- _Goal_
Copy every line from the data below in which the string "full" can be found.

- _Given data_
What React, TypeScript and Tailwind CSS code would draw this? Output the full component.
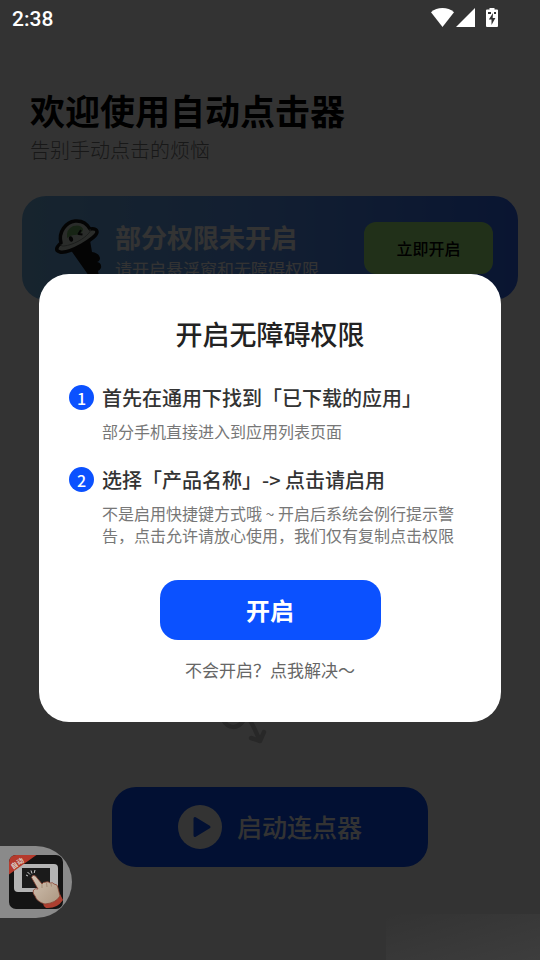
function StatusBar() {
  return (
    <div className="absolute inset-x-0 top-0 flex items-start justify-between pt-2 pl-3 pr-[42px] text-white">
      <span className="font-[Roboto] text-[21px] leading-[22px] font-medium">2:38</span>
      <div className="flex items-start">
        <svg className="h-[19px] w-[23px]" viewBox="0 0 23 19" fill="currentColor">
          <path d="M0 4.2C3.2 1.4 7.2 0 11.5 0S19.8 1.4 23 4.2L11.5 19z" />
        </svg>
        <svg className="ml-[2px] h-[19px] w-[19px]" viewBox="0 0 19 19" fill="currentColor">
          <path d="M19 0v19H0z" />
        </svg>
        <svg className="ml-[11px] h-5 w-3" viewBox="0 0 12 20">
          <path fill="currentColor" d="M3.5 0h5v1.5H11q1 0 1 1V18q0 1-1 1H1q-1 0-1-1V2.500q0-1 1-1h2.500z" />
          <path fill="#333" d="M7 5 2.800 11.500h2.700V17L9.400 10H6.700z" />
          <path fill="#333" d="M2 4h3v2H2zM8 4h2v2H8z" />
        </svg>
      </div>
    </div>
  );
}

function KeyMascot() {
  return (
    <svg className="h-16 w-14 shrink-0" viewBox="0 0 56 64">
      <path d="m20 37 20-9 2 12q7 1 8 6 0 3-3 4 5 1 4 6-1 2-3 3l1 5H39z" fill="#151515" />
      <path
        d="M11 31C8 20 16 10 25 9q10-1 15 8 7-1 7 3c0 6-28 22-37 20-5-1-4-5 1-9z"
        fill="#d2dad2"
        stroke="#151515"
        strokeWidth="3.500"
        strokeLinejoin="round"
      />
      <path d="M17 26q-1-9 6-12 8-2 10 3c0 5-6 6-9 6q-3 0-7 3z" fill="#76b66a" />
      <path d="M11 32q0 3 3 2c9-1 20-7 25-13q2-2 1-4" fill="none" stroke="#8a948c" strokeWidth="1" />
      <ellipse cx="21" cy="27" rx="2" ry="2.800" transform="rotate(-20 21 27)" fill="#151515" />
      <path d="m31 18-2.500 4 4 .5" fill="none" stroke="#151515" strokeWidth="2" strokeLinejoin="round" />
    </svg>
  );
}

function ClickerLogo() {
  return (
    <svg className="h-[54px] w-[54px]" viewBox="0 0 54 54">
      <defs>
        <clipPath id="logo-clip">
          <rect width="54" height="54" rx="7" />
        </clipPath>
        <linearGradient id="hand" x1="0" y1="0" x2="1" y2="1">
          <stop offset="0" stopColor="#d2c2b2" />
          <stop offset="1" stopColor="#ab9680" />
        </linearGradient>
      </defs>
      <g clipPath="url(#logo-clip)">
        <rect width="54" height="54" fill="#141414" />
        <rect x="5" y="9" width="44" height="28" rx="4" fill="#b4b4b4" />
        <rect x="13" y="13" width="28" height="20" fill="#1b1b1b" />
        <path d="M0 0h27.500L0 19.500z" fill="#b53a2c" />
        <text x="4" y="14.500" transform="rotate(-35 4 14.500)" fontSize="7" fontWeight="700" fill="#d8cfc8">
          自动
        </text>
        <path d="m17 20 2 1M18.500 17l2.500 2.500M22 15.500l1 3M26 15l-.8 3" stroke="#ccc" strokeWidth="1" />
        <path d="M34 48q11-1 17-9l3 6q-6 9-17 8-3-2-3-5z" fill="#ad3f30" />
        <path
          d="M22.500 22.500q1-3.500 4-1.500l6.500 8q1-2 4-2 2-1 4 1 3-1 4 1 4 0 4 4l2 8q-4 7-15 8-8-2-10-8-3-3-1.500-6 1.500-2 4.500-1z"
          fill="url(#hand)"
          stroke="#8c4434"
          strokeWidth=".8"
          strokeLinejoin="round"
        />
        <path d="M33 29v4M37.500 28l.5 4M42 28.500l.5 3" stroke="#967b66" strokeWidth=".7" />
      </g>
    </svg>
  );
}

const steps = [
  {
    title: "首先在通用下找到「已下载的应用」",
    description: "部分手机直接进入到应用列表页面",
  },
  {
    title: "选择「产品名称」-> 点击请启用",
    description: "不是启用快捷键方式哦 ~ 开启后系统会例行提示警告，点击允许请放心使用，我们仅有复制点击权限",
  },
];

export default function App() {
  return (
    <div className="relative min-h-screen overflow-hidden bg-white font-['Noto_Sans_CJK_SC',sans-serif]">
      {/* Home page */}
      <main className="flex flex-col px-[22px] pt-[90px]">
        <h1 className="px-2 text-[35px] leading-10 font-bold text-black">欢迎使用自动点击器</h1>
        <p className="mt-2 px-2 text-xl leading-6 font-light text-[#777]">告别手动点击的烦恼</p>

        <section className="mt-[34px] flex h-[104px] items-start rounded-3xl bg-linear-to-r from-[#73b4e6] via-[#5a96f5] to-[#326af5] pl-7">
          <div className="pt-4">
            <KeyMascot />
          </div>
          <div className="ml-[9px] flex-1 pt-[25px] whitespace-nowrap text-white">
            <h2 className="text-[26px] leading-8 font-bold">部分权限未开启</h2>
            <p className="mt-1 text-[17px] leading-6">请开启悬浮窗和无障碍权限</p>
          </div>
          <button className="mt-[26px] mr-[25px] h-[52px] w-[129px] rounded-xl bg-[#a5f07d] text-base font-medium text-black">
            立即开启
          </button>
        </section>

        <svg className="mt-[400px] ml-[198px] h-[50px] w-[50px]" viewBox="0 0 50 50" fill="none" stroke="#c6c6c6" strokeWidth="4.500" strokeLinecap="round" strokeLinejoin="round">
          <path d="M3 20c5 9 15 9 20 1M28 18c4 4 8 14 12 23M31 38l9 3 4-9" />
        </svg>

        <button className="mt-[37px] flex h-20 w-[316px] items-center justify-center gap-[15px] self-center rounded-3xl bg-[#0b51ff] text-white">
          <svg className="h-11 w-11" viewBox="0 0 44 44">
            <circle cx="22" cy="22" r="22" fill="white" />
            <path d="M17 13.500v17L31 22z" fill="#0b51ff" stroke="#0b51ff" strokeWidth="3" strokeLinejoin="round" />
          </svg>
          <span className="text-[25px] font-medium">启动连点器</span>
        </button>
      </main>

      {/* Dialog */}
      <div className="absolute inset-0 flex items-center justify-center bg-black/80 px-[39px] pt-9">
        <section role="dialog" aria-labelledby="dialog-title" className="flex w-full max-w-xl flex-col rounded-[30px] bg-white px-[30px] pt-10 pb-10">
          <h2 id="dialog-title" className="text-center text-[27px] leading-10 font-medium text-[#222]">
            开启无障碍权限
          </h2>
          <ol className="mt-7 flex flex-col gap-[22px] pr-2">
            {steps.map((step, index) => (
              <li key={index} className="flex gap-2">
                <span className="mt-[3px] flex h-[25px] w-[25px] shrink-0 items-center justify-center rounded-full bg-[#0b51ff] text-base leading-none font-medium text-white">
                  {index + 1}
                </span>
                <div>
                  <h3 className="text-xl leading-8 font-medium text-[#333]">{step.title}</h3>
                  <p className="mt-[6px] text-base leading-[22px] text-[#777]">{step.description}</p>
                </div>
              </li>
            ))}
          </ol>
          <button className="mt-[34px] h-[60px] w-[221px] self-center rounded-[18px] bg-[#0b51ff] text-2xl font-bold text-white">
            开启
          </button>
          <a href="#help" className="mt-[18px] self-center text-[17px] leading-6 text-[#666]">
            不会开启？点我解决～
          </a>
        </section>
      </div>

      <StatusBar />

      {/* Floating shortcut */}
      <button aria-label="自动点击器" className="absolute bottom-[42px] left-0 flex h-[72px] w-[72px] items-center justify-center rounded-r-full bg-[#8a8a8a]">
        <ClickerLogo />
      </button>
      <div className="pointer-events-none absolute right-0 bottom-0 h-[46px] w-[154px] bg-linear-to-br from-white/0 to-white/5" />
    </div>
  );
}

- _The completed task_
What React, TypeScript and Tailwind CSS code would draw this? Output the full component.
        <section role="dialog" aria-labelledby="dialog-title" className="flex w-full max-w-xl flex-col rounded-[30px] bg-white px-[30px] pt-10 pb-10">
                <span className="mt-[3px] flex h-[25px] w-[25px] shrink-0 items-center justify-center rounded-full bg-[#0b51ff] text-base leading-none font-medium text-white">
      <button aria-label="自动点击器" className="absolute bottom-[42px] left-0 flex h-[72px] w-[72px] items-center justify-center rounded-r-full bg-[#8a8a8a]">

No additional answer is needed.